Dataset entries:
-- start --
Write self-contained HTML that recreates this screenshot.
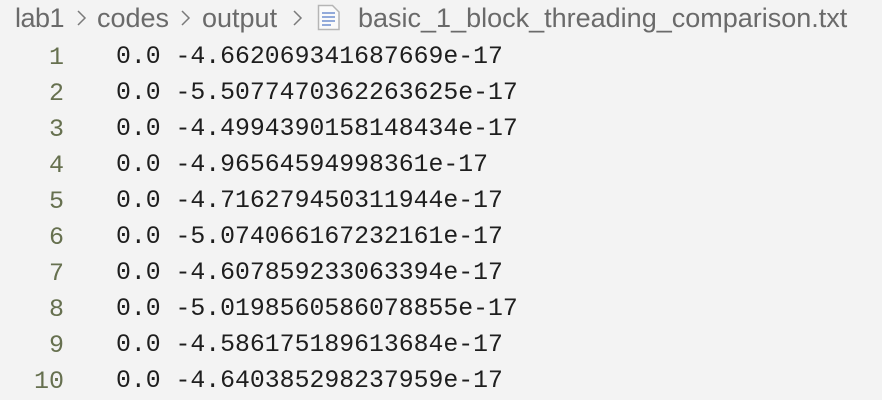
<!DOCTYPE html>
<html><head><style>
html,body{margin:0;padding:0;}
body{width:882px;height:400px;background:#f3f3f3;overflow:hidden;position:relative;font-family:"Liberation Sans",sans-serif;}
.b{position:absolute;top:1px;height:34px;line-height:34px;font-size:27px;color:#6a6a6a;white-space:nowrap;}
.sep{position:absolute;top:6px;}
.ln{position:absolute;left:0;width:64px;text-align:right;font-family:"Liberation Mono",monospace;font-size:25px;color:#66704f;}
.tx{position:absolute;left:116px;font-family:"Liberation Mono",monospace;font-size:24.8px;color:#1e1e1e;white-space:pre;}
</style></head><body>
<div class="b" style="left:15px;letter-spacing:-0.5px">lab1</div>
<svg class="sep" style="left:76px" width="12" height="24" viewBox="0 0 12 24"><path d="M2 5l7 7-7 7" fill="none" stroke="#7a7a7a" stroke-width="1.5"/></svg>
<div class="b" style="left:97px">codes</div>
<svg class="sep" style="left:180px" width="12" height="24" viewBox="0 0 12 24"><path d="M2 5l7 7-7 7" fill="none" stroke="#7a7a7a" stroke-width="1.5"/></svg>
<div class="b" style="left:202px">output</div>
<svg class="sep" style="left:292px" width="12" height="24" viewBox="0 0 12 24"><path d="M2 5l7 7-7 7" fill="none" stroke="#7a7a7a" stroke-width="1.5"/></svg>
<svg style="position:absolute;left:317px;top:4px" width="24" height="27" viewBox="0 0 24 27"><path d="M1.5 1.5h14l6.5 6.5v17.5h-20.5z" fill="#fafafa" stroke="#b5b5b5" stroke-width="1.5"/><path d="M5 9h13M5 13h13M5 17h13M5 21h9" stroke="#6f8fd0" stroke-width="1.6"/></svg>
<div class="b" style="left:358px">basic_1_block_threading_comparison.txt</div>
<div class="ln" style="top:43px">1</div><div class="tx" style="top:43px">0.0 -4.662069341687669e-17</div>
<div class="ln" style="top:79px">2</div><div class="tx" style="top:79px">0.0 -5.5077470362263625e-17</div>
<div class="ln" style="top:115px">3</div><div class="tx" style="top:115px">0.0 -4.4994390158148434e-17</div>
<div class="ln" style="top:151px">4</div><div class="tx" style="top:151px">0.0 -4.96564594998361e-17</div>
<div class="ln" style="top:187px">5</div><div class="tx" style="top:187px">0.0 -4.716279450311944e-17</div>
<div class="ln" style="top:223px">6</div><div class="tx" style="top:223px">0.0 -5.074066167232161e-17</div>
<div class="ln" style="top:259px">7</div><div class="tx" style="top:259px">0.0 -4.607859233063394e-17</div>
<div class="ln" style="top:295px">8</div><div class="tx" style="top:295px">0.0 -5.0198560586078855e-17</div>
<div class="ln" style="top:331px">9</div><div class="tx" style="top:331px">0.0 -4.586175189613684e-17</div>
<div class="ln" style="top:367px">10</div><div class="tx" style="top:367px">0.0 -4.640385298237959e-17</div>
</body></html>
-- end --
-- start --
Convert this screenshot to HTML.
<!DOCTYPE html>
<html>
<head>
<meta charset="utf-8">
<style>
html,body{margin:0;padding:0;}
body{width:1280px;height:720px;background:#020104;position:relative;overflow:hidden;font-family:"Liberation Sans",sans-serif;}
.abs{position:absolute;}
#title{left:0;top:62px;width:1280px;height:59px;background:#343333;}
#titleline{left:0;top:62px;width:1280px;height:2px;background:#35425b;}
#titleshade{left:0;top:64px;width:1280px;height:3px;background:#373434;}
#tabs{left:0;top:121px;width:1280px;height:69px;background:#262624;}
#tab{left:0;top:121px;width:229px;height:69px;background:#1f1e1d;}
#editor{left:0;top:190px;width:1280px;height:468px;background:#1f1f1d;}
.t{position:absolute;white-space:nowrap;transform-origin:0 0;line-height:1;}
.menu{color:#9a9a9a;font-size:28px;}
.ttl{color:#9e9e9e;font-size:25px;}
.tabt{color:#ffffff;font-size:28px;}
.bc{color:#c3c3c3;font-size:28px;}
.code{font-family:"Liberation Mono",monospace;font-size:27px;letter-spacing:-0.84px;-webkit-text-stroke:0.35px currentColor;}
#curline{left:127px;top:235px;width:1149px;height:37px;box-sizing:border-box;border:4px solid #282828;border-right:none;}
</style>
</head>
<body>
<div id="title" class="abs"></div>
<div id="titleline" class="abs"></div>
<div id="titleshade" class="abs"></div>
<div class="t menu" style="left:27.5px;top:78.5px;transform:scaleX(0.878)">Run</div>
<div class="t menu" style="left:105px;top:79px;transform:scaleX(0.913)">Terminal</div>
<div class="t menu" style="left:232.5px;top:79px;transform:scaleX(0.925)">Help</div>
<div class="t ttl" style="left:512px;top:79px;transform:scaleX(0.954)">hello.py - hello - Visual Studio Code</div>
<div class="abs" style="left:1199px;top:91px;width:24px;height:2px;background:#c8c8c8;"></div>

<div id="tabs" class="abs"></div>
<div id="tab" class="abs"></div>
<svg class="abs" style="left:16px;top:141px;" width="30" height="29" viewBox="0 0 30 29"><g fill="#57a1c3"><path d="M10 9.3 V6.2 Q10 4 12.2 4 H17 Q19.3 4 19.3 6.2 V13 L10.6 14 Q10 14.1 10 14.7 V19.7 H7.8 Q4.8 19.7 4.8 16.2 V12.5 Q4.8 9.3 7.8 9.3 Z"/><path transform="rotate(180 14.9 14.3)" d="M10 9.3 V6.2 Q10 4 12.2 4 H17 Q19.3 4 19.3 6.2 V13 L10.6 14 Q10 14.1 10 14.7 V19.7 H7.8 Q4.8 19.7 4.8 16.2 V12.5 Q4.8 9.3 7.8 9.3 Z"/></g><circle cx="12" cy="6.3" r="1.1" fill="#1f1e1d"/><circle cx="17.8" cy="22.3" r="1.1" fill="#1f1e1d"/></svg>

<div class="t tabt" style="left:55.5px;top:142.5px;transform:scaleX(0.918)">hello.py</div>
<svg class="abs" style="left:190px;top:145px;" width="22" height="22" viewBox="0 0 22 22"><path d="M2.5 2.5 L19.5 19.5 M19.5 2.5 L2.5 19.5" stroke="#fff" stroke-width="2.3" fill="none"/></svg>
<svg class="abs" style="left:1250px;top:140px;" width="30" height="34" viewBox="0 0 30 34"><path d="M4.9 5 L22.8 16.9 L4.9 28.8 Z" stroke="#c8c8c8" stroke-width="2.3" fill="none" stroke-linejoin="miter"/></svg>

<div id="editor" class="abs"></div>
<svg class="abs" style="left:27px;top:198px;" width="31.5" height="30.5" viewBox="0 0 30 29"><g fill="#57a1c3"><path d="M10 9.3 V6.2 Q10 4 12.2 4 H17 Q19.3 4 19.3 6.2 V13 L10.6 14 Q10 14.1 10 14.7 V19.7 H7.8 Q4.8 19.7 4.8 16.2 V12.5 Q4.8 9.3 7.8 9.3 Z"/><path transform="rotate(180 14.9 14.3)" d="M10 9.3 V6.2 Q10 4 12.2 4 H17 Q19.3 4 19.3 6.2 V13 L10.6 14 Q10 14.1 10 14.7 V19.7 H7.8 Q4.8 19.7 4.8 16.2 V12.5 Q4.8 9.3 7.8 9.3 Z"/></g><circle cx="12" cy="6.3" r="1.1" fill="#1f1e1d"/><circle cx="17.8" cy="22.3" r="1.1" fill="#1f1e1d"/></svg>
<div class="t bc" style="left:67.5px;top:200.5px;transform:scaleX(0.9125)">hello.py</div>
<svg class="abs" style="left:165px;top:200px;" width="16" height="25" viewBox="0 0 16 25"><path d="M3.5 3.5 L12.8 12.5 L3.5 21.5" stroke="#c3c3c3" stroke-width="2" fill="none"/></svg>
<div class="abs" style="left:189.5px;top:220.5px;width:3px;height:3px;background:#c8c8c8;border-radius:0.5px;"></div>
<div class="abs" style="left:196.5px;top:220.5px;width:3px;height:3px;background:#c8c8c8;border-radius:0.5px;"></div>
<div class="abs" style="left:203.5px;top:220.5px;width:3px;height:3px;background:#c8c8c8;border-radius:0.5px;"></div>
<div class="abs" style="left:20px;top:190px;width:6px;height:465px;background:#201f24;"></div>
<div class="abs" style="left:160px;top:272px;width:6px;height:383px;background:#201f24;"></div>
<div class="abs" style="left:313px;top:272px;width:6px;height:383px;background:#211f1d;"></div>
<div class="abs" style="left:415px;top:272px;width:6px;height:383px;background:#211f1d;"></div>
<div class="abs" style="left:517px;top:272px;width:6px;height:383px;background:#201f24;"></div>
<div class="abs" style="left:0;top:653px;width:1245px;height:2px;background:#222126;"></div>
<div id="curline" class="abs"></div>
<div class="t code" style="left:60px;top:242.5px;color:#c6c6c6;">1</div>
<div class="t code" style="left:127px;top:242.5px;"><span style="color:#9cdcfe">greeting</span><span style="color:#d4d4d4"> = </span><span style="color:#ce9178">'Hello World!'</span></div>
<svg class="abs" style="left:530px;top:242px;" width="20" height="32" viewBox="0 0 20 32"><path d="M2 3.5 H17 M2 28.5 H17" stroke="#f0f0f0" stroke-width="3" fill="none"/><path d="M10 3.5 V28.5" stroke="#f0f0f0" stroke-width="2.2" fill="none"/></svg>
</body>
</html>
-- end --
Every line that holds the string "screenshot" should be returned.

Write self-contained HTML that recreates this screenshot.
Convert this screenshot to HTML.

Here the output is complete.